| Supplied data |

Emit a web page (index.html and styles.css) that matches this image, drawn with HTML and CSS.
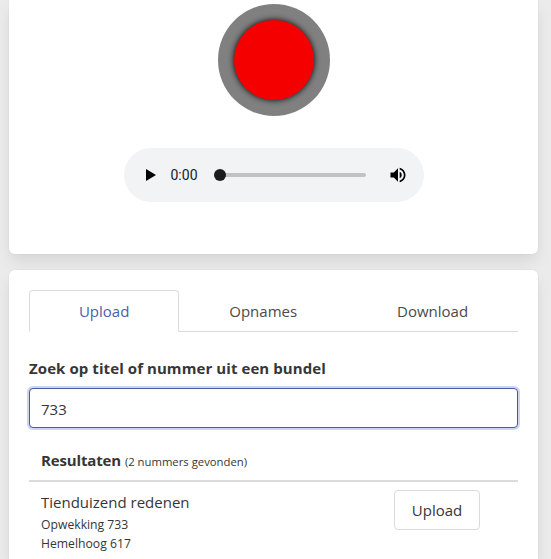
FILE: index.html
```
<!DOCTYPE html>
<html lang="nl">
<head>
  <meta charset="utf-8">
  <title>Opnames</title>
  <link rel="stylesheet" href="styles.css">
</head>
<body>
  <div class="container">
    <div class="box recorder">
      <button class="record"><span class="record-dot"></span></button>
      <div class="player">
        <svg class="play" width="24" height="24" viewBox="0 0 24 24"><path d="M8 6v12L18 12z"/></svg>
        <span class="time">0:00</span>
        <div class="timeline"><span class="thumb"></span></div>
        <svg class="volume" width="20" height="20" viewBox="0 0 24 24"><path d="M3 9v6h4l5 5V4L7 9H3zm13.5 3c0-1.77-1.02-3.29-2.5-4.03v8.05c1.48-.73 2.5-2.25 2.5-4.02zM14 3.23v2.06c2.89.86 5 3.54 5 6.71s-2.11 5.85-5 6.71v2.06c4.01-.91 7-4.49 7-8.77s-2.99-7.86-7-8.77z"/></svg>
      </div>
    </div>

    <div class="box results">
      <ul class="tabs">
        <li class="is-active"><a>Upload</a></li>
        <li><a>Opnames</a></li>
        <li><a>Download</a></li>
      </ul>
      <label class="label" for="search">Zoek op titel of nummer uit een bundel</label>
      <input id="search" class="input" type="text" value="733">
      <table class="table">
        <thead>
          <tr>
            <th colspan="2"><span class="heading">Resultaten</span> <small class="count">(2 nummers gevonden)</small></th>
          </tr>
        </thead>
        <tbody>
          <tr>
            <td>
              <p class="song">Tienduizend redenen</p>
              <p class="source">Opwekking 733</p>
              <p class="source">Hemelhoog 617</p>
            </td>
            <td class="action"><button class="button">Upload</button></td>
          </tr>
        </tbody>
      </table>
    </div>
  </div>
</body>
</html>
```
FILE: styles.css
```
* {
  box-sizing: border-box;
}

body {
  margin: 0;
  background-color: #ebebeb;
  font-family: "Open Sans", "Noto Sans", sans-serif;
  font-size: 15px;
  line-height: 24px;
  color: #363636;
}

p, ul {
  margin: 0;
  padding: 0;
}

.container {
  padding: 0 13px 0 9px;
}

.box {
  background-color: #fff;
  border-radius: 6px;
  box-shadow: 0 8px 16px -2px rgba(10, 10, 10, 0.1), 0 0 0 1px rgba(10, 10, 10, 0.02);
  padding: 20px;
}

.recorder {
  display: flex;
  flex-direction: column;
  align-items: center;
  height: 254px;
  margin-bottom: 16px;
  padding-top: 4px;
  border-radius: 0 0 6px 6px;
}

.results {
  height: 289px;
  padding-bottom: 0;
  border-radius: 6px 6px 0 0;
}

.record {
  display: flex;
  align-items: center;
  justify-content: center;
  width: 112px;
  height: 112px;
  padding: 0;
  border: none;
  border-radius: 50%;
  background-color: #808080;
}

.record-dot {
  width: 80px;
  height: 80px;
  border-radius: 50%;
  background-color: #f50000;
  box-shadow: 0 0 6px 0 #000;
}

.player {
  display: flex;
  align-items: center;
  width: 300px;
  height: 54px;
  margin-top: 32px;
  padding: 0 16px 0 14px;
  border-radius: 27px;
  background-color: #f1f3f4;
}

.time {
  margin-left: 9px;
  font-family: Roboto, sans-serif;
  font-size: 14px;
  color: #202124;
}

.timeline {
  display: flex;
  align-items: center;
  width: 147px;
  height: 4px;
  margin-left: 21px;
  border-radius: 2px;
  background-color: #c1c2c3;
}

.thumb {
  width: 12px;
  height: 12px;
  margin-left: -5px;
  border-radius: 50%;
  background-color: #1b1c1e;
}

.volume {
  margin-left: auto;
}

.tabs {
  display: flex;
  margin-bottom: 24px;
  list-style: none;
}

.tabs li {
  flex: 1 0 auto;
  height: 42px;
  padding: 9px 16px 0;
  border-bottom: 1px solid #dbdbdb;
  text-align: center;
  color: #4a4a4a;
}

.tabs .is-active {
  padding: 8px 15px 0;
  border: 1px solid #dbdbdb;
  border-bottom-color: transparent;
  border-radius: 4px 4px 0 0;
  color: #485fad;
}

.label {
  display: block;
  margin-bottom: 8px;
  font-weight: bold;
  letter-spacing: 0.08px;
}

.input {
  display: block;
  width: 100%;
  height: 40px;
  padding: 1px 11px 0;
  border: 1px solid #4a5aa8;
  border-radius: 4px;
  outline: none;
  box-shadow: 0 0 0 2px #ced5ef;
  font: inherit;
  color: #363636;
}

.table {
  width: 100%;
  margin-top: 12px;
  border-collapse: collapse;
}

.table th,
.table td {
  padding: 8px 12px;
  text-align: left;
  vertical-align: top;
}

.table th {
  border-bottom: 2px solid #dbdbdb;
}

.heading {
  letter-spacing: -0.15px;
}

.count {
  font-size: 11.3px;
  font-weight: normal;
  line-height: 1;
}

.song {
  margin-bottom: 1px;
}

.source {
  font-size: 12.2px;
  line-height: 19px;
}

.table .action {
  width: 136px;
}

.button {
  display: block;
  width: 86px;
  height: 40px;
  padding: 0;
  border: 1px solid #dbdbdb;
  border-radius: 4px;
  background-color: #fff;
  font: inherit;
  color: #363636;
}
```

| Exercise instructions |
All lines in the data that contain the word "index" should be copied.

| Complete output |
Emit a web page (index.html and styles.css) that matches this image, drawn with HTML and CSS.
FILE: index.html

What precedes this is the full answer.